The block exemption permits a range of conduct that would otherwise attract fines amounting to 10% of the annual turnover for a first time offender and 25% of annual turnover for a repeat offender. While the permitted conduct varies across the categories of stakeholders, in the main, the block exemption provides for coordination relating to stock availability and to procurement. For example, hospitals may coordinate on patient allocation based on their respective capacities, while medical aid schemes may cooperate to reduce the cost of diagnosis, tests and diagnostics, treatment and other preventative measures.
Cooperation is only permitted under the block exemption if it is at the request of, and in coordination with, the Department of Health and is for the sole purpose of responding to the Covid-19 pandemic. The block exemption does not allow any communication and agreements in respect of prices unless specifically authorised by the Minister of Health.

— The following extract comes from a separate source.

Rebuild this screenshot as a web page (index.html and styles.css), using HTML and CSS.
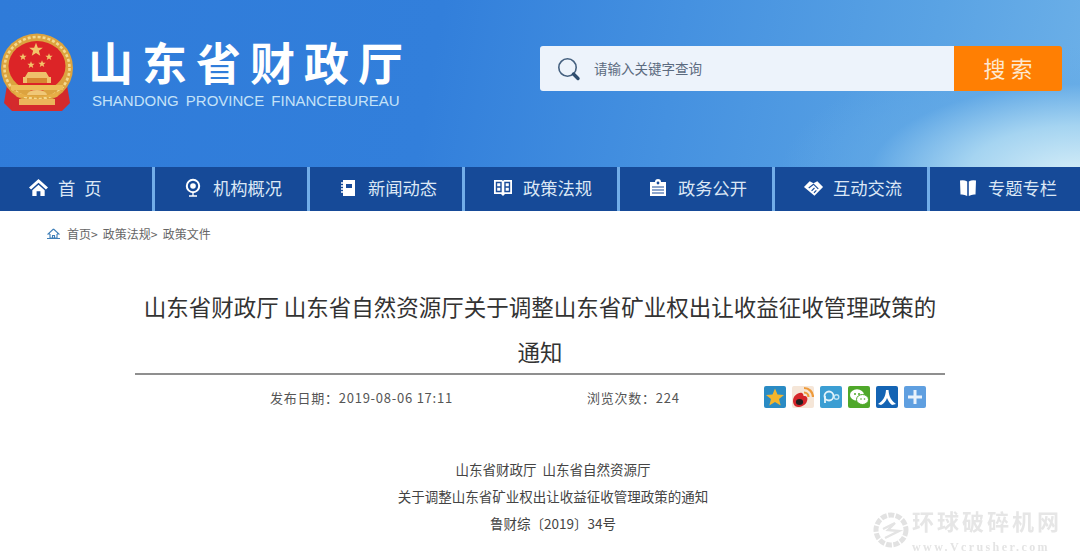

Simultaneous to the adoption of the block exemption, Minister Patel has adopted regulations designed to strengthen the ability of the Commission and the NCC to respond to incidences of exploitative pricing of basic food and consumer items, emergency products and services, medical and hygiene supplies, and emergency clean-up products and services
While the Competition Act already prohibits excessive pricing by dominant firms, the regulations specify that the Commission will, in particular, look at the average margin or mark-up of the goods and services for the three months prior to 1 March 2020 to determine whether any price hike is excessive. The regulations also empowers the NCC to use the same test to determine whether any price increases constitute unconscionable and unfair conduct for the purposes of the Consumer Protection Act.
In addition, the regulations require suppliers to develop and implement measures to ensure the equitable distribution to consumers or customers and to maintain adequate stocks of goods. These measures may include limiting the number of items of specified products (including basic food items, household products and personal hygiene products) that can be purchased by consumers.
Subject to the existing penalties under the Competition Act and the Consumer Protection Act, a breach of the regulations can lead to material sanctions including a fine of up to R 1 million (approx. USD 57,000), a fine of up to 10% of annual turnover and imprisonment for a period not exceeding 12 months.
Business operating in the affected sectors will need to carefully consider the impact of these developments. While the risks for suppliers of essential goods arising from the regulations are evident, businesses in the private healthcare sector will also need to ensure that any cooperation unambiguously falls within the scope of the block exemption. The Commission has indicated, in the strongest terms, that it will prioritise the investigation of any allegations.
The block exemption demonstrates the Commission’s willingness to adopt a flexible approach regarding the application of the Competition Act during the Covid-19 pandemic. Further thought should be given as to whether other sectors of the South African economy should also benefit from a block exemption to alleviate current challenges (e.g. supply chain of essential retail products).